(PROBLEM TO SOLVE)
Do any lines in the data below contain "React"? If so, copy every one of them.

(AVAILABLE DATA)
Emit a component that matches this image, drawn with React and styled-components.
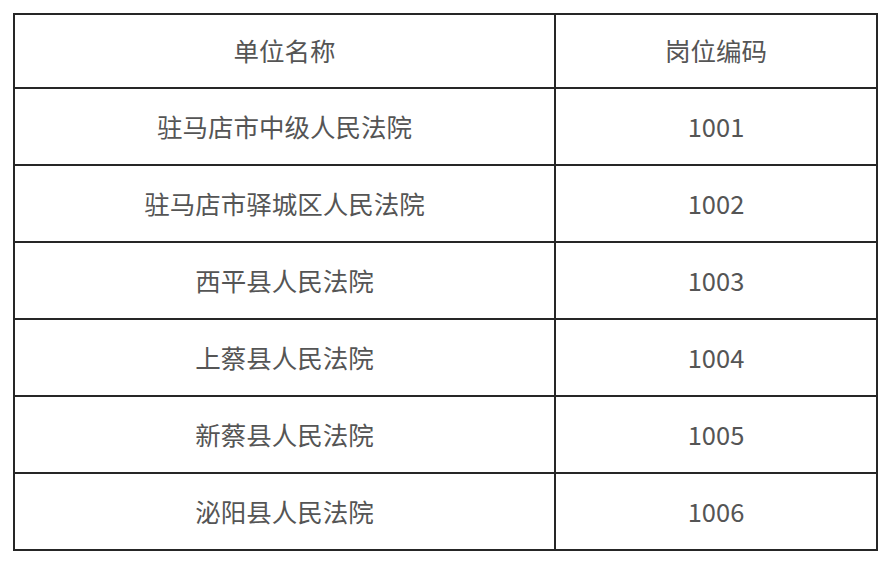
import React from 'react'
import styled, { createGlobalStyle } from 'styled-components'

const Global = createGlobalStyle`
    body {
        margin: 0;
        background: #ffffff;
        font-family: "Noto Sans CJK SC", "Noto Sans", sans-serif;
    }
`

const Page = styled.div`
    padding: 13px 0 0 13px;
`

const Table = styled.table`
    border-collapse: collapse;
    width: 863px;
    table-layout: fixed;
`

const Col = styled.col`
    width: ${p => p.$w}px;
`

const Cell = styled.td`
    border: 2px solid #262626;
    height: 73px;
    padding: 0 0 2px;
    text-align: center;
    vertical-align: middle;
    color: #555555;
    font-size: 25.5px;
    font-weight: 400;
    line-height: 1;
`

const HeadCell = styled(Cell).attrs({ as: 'th' })`
    height: 70px;
`

const rows = [
    ['驻马店市中级人民法院', '1001'],
    ['驻马店市驿城区人民法院', '1002'],
    ['西平县人民法院', '1003'],
    ['上蔡县人民法院', '1004'],
    ['新蔡县人民法院', '1005'],
    ['泌阳县人民法院', '1006'],
]

export default function App() {
    return (
        <Page>
            <Global />
            <Table>
                <colgroup>
                    <Col $w={541} />
                    <Col $w={322} />
                </colgroup>
                <thead>
                    <tr>
                        <HeadCell>单位名称</HeadCell>
                        <HeadCell>岗位编码</HeadCell>
                    </tr>
                </thead>
                <tbody>
                    {rows.map(([name, code]) => (
                        <tr key={code}>
                            <Cell>{name}</Cell>
                            <Cell>{code}</Cell>
                        </tr>
                    ))}
                </tbody>
            </Table>
        </Page>
    )
}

(PROBLEM SOLUTION)
Emit a component that matches this image, drawn with React and styled-components.
import React from 'react'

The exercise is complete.